Mike Liard, RFID practice director at Venture Development and the session’s moderator, asked the panel about the ability of startup RFID hardware companies to compete in a market with large incumbent companies such as Alien Technology, Symbol Technologies and Impinj, and whether those startups should compete with the more-established RFID companies on pricing or performance. Colleran felt that startups needed to competitive on both levels.
Colleran said he expected that RFID end users will look for logos that indicate that RFID hardware meets interoperability standards. Colleran noted that the Bluetooth symbol has become an easy method for consumers to identify devices that work together, and RFID equipment makers will probably adopt a similar strategy to specify interoperability. Prodromou added that with an open-source technology such as RFID, end users will expect that equipment from all vendors will comply with a certain basic minimum level of standards. He believes that the testing being currently conducted by EPCglobal will assure end users of the interoperability of tags and readers.
Sodha noted that RFID vendors today face a number of the challenges, including refining analytical software to prove that to their customers that an RFID deployment offers a return on investment (ROI), and laying the groundwork so that companion sensor technology takes off in the next couple of years. He added many clients expect 24/7 support and handheld readers that include a bar code reader as well as an RFID reader. In addition, tag providers need to make sure they can ramp up production to meet demand.
“The tag industry is not just about silicon; it is also about scaling and the cost of business,” Sodha said, “because the customer bets their supply chain on you, the vendor.” He noted that when he led Matrics, he was concerned with the production of millions of tags per quarter. In the months following Matric’s acquisition by Symbol in July (see Symbol Acquires Matrics), he has seen that production scale up enormously to hundreds of millions.
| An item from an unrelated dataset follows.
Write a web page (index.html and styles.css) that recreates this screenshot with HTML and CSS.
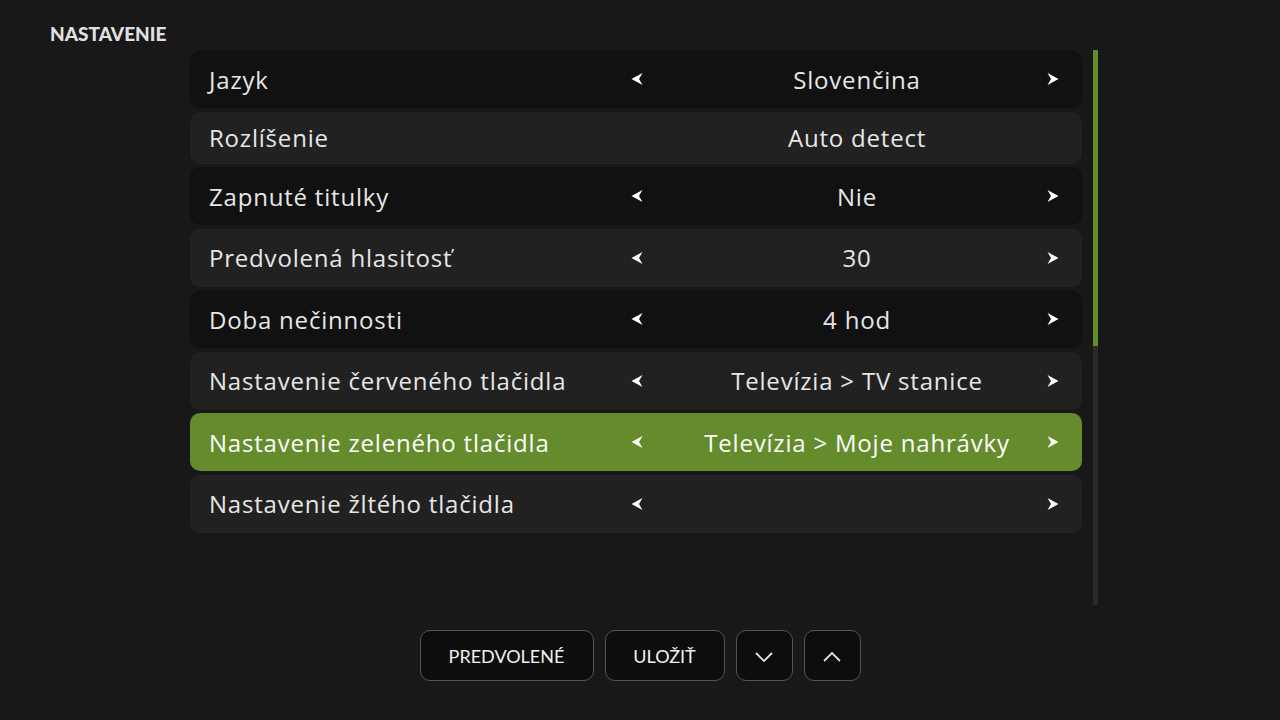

In 2004, Symbol, a publicly traded company with a $3.5 billion market capitalization, purchased Matrics, a leading RFID tag producer. The deal, worth $230 million, was a bargain, in Sodha’s estimation, but it provided the tag company with the leverage and visibility that only a company as strong as Symbol could provide. When asked about his feelings nine months after Symbol’s acquisition of Matrics, Sodha responded that it has been a “very positive move. Most small companies struggle. This move was exactly what Matrics needed to fulfill growth in the RFID market.”